Software as a Service (SaaS) special purpose acquisition companies (SPACs) are the flavour of the month for many investors, with a growing number of the blank-cheque acquisition organisations being formed with a view to taking SaaS-focused firms public.
SaaS – a distribution model where software is licensed and hosted on a company’s platform – negates the need for a company to install hardware and run applications on their own systems, facilitating cloud computing and offering businesses greater accessibility, security and connectivity.
Special purpose acquisition companies are a growing investment phenomenon created specifically to take companies public quickly, by avoiding the traditional initial public offering (IPO) route. Recent examples in the SaaS sector include the Rocket Internet Growth Opportunities and Value Acquisition Corp [SVAC] SPAC, with other SaaS SPACs on the brink of completion, such as Apex Technology Acquisition Corp’s [APXT] deal with Avepoint.
How is the SaaS investment theme performing?
Despite falling back by 4.01% over the last month (as of 2 March’s close), our thematic ETF screener shows that SaaS is still up an impressive 88.84% over the last year.
Of the six SaaS ETFs tracked by the screener, the strongest performer over the last month is the Invesco Dynamic Software ETF [PSJ], which is up a modest 4.50% over the period but has secured a more impressive rise of 79.25% over the last year.
Growth of the SaaS investment theme over the past year
CrowdStrike [CRWD], the heaviest-weighted of 30 US software-focused stocks in the Invesco SaaS ETF, with a 5.77% weighting, has seen its share price jump from $59.13 to $223.40 at 1 March’s close, an impressive rise of 277.81% over the last year.
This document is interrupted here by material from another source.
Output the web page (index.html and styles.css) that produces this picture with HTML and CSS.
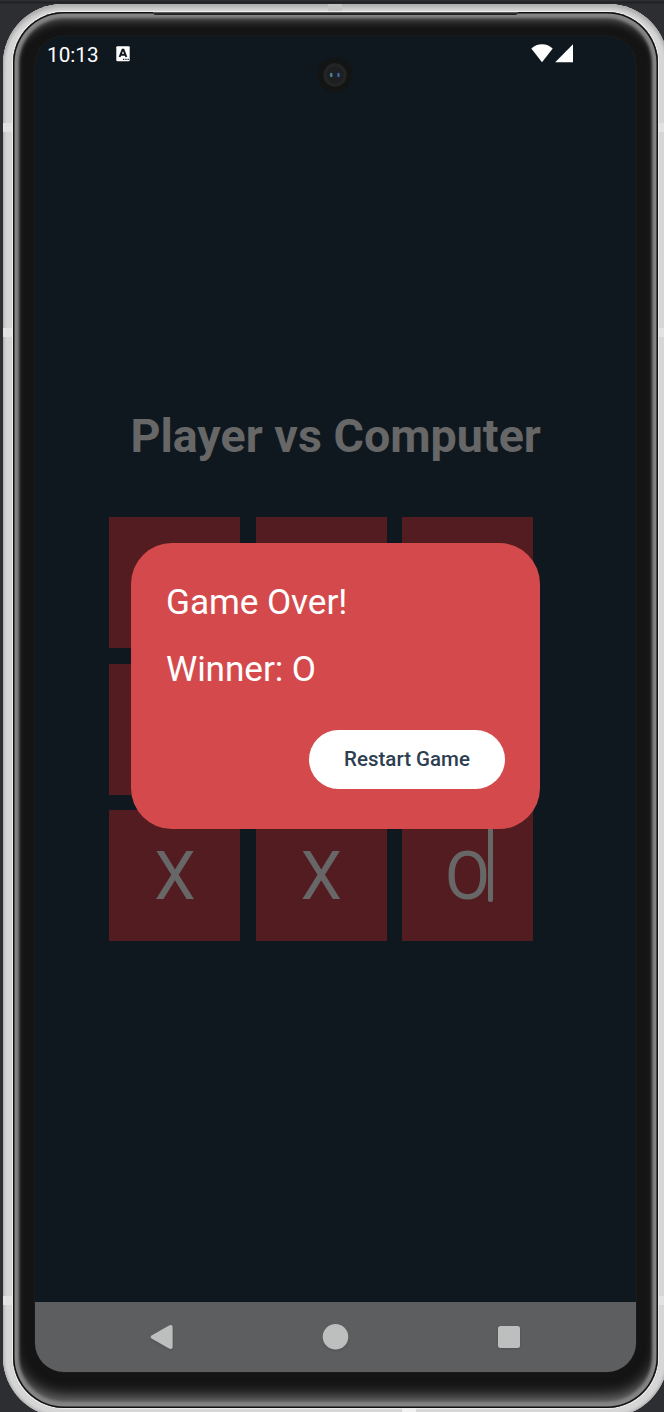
FILE: index.html
```html
<!DOCTYPE html>
<html lang="en">
<head>
<meta charset="utf-8">
<title>Player vs Computer</title>
<link rel="stylesheet" href="styles.css">
</head>
<body>
<div class="phone">
  <span class="seam seam-top"></span>
  <span class="seam seam-bottom"></span>
  <span class="seam seam-side left upper"></span>
  <span class="seam seam-side left middle"></span>
  <span class="seam seam-side left lower"></span>
  <span class="seam seam-side right upper"></span>
  <span class="seam seam-side right middle"></span>
  <span class="seam seam-side right lower"></span>
  <div class="bezel">
    <span class="earpiece"></span>
    <div class="screen">
      <header class="status">
        <span class="clock">10:13</span>
        <svg class="badge" viewBox="0 0 14 16"><rect width="13.4" height="15" x=".3" y=".2" rx="1" fill="#fff"/><path d="M3.6 11 6.5 3.8h1L10.4 11M4.8 8.7h4.4" fill="none" stroke="#10181f" stroke-width="1.9"/><path d="M7 13.4h1.3M9.3 13.4h1.3M11.5 13.4h1.3" stroke="#10181f" stroke-width="1.2"/></svg>
        <svg class="signal" viewBox="0 0 43 19"><path d="M0.3 4.6Q4.8.3 11 .3T21.7 4.6L11 18.2Z" fill="#fff"/><path d="M42 .3V18.2H24.2Z" fill="#fff"/></svg>
      </header>
      <svg class="camera" viewBox="0 0 36 36"><circle cx="18" cy="18" r="17.5" fill="#131414"/><circle cx="18" cy="18" r="11.7" fill="#232424"/><circle cx="18" cy="18" r="8.5" fill="#1d1f20"/><circle cx="18" cy="18" r="4" fill="#1a2029"/><ellipse cx="14.2" cy="18" rx="1.4" ry="2.3" fill="#527f87"/><ellipse cx="21.5" cy="18" rx="1.2" ry="2.3" fill="#4c65a4"/></svg>
      <main class="game">
        <h1 class="title">Player vs Computer</h1>
        <div class="board">
          <div class="cell"></div><div class="cell"></div><div class="cell"></div>
          <div class="cell"></div><div class="cell"></div><div class="cell"></div>
          <div class="cell">X</div><div class="cell">X</div><div class="cell">O<span class="caret"></span></div>
        </div>
      </main>
      <div class="dialog">
        <p class="message">Game Over!</p>
        <p class="message">Winner: O</p>
        <button class="restart">Restart Game</button>
      </div>
      <nav class="navbar">
        <svg class="nav-icon" viewBox="0 0 30 30"><path d="M5 13.2 22 3.4Q25.6 2 25.6 5V25Q25.6 28 22 26.6L5 16.8Q2 15 5 13.2Z"/></svg>
        <svg class="nav-icon" viewBox="0 0 30 30"><circle cx="14.5" cy="14.8" r="12.8"/></svg>
        <svg class="nav-icon" viewBox="0 0 30 30"><rect x="4" y="4" width="22" height="22" rx="2.5"/></svg>
      </nav>
    </div>
  </div>
</div>
</body>
</html>
```

FILE: styles.css
```css
* { box-sizing: border-box; }
body {
  margin: 0;
  height: 1412px;
  padding: 4px 0 0 3px;
  overflow: hidden;
  background: linear-gradient(#2e2f33 0 1px, #202124 2px 3px, #2d2e32 4px);
  font-family: Roboto, sans-serif;
}
.phone {
  position: relative;
  width: 665px;
  height: 1413px;
  padding: 8px 10px 9px;
  border-radius: 60px;
  background: #d1d1d1;
  box-shadow: inset 0 0 3px 1px #aaa, inset 0 5px 4px -1px #b5b5b5, inset 0 0 0 8px #d6d6d6;
}
.bezel {
  position: relative;
  height: 1396px;
  padding: 24px 20px 36px 22px;
  border-radius: 51px;
  background: #141414;
  box-shadow: 0 0 1px .5px #f0f0f0, inset 0 0 0 1.5px #111,
    inset 0 0 3px 6px #858585,
    inset 0 10px 8px -1px #555,
    inset 0 -14px 14px -2px #707070;
}
.seam { position: absolute; background: #c2c2c2; }
.seam-top { left: 325px; top: 0; width: 14px; height: 9px; }
.seam-bottom { left: 399px; top: 1404px; width: 14px; height: 5px; background: #f2f2f2; }
.seam-side { width: 9px; height: 9px; background: #e2e2e2; }
.left { left: 0; }
.right { right: 0; }
.upper { top: 119px; }
.middle { top: 324px; }
.lower { top: 1292px; }
.earpiece {
  position: absolute;
  left: 140px;
  top: 0;
  width: 365px;
  height: 3px;
  border-radius: 0 0 8px 8px;
  background: linear-gradient(#777, #222 55%);
}
.screen {
  position: relative;
  display: flex;
  flex-direction: column;
  width: 601px;
  height: 1336px;
  overflow: hidden;
  border-radius: 29px;
  background: #10181f;
  box-shadow: 0 0 0 .5px #24211e;
}
.status {
  display: flex;
  align-items: flex-start;
  height: 64px;
  padding: 7px 62px 0 12px;
  color: #fff;
}
.clock { width: 68.5px; font-size: 20.7px; line-height: 24px; }
.badge { width: 14px; height: 16px; margin-top: 3px; }
.signal { width: 43px; height: 19px; margin: 1px 0 0 auto; }
.camera { position: absolute; left: 282px; top: 21px; width: 36px; height: 36px; }
.game { flex: 1; padding: 311px 0 0 74.4px; }
.title {
  margin: 0 0 0 21px;
  height: 106.4px;
  font-size: 46.6px;
  line-height: 50px;
  font-weight: 700;
  color: #676767;
  white-space: nowrap;
}
.board {
  display: grid;
  grid-template-columns: repeat(3, 131px);
  grid-auto-rows: 131px;
  gap: 15.3px;
}
.cell {
  position: relative;
  display: flex;
  align-items: center;
  justify-content: center;
  padding-top: 2px;
  background: #521c20;
  color: #676767;
  font-size: 66px;
  line-height: 77px;
}
.caret {
  position: absolute;
  left: 86.5px;
  top: 5px;
  width: 5px;
  height: 87px;
  border-radius: 2px;
  background: #676767;
}
.dialog {
  position: absolute;
  left: 96px;
  top: 507px;
  display: flex;
  flex-direction: column;
  width: 409px;
  height: 286px;
  padding: 35px 35px 40px;
  border-radius: 41px;
  background: #d44a4c;
  color: #fff;
}
.message { margin: 0 0 19px; font-size: 35.2px; line-height: 48px; letter-spacing: -.08px; }
.restart {
  align-self: flex-end;
  width: 196px;
  height: 59px;
  margin-top: 18px;
  padding: 0;
  border: 0;
  border-radius: 30px;
  background: #fff;
  color: #2c3e50;
  font: 500 20.5px/59px Roboto, sans-serif;
  letter-spacing: 0;
}
.navbar {
  display: flex;
  align-items: center;
  justify-content: space-between;
  height: 70px;
  padding: 0 112px;
  background: #5d5e60;
}
.nav-icon { width: 30px; height: 30px; fill: #bdbfbe; filter: drop-shadow(0 1px 1px #4448); }
```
There’s little doubt that the shift to home working, accelerated as a consequence of the pandemic, has fuelled the advancement of SaaS. With firms increasingly set to rely on innovative data technologies to increase productivity and efficiency, and as “new SaaS trends continue to emerge, this young, groundbreaking industry can only go from strength to strength”, says datapine’s Sandra Durcevic. The way we work has likely changed for the long-term, so SaaS companies – and indeed SaaS SPACs – should be primed to benefit.
Numerous surveys reinforce the popular view that the SaaS market has plenty of room for growth. Durcevic cites Gartner’s forecast that the “service-based cloud application industry will be worth $143.7bn by 2022 – a level of growth that will shape SaaS trends in 2021.” Another report, from Betterbuys, predicts specific expenditure in the US SaaS industry will be $55bn in five years’ time. These surveys, and others, provide compelling reasons for the emergence of SaaS SPACs.
Estimated valuation of the US SaaS industry in 5 years
Rocket Internet continues SaaS SPAC trend
The Rocket Internet Growth Opportunities Corp SPAC, unveiled last month, plans to raise $250m via an IPO, before going public on the New York Stock Exchange. The SaaS SPAC’s aim is to “support the disruption of outdated business models, with a particular focus on marketplaces, e-commerce, enterprise SaaS, fintechs, health techs and artificial intelligence”, according to its S-1 filing, reports PYMNTS.com.
The new SPAC’s chairman is Berlin-based Rocket Internet co-founder and CEO, Oliver Samwer, while the SPAC’s CEO, Soheil Mirpour, is part of Rocket Internet’s board. The SPAC is yet to select a specific merger target.
“Support the disruption of outdated business models, with a particular focus on marketplaces, e-commerce, enterprise SaaS, fintechs, health techs and artificial intelligence” - Aim of the SaaS SPAC
Last week, the Starboard Value Acquisition Corp SPAC agreed to merge with Cyxtera Technologies, in a deal that would value the data centre provider at $3.4bn, according to reports. The tie-up, which will help Cyxtera to accelerate product and technology innovation across its 61 global data centres, is predicted to complete in mid-2021. Cyxtera is expected to launch on the NASDAQ under the symbol CYXT.
One SaaS SPAC on the brink of completion is Apex Technology Acquisition Corp’s deal to take Microsoft [MSFT] partner AvePoint public. The deal is expected to close by the end of March, when AvePoint will be listed on the NASDAQ under the ticker AVPT.
The Apex SPAC is led by former Oracle [ORCL] CFO, Jeff Epstein, and Brad Koenig, the former chief of Goldman Sachs’ global technology investment banking arm. In its partnership with Microsoft, Avepoint helps organisations to manage their data in the Microsoft 365 cloud, and serves the largest SaaS user base in Microsoft 365, including over 7 million Microsoft cloud users.
Investors may well be seeing more SaaS SPAC deals to emerge in the not-too-distant future.
Disclaimer Past performance is not a reliable indicator of future results.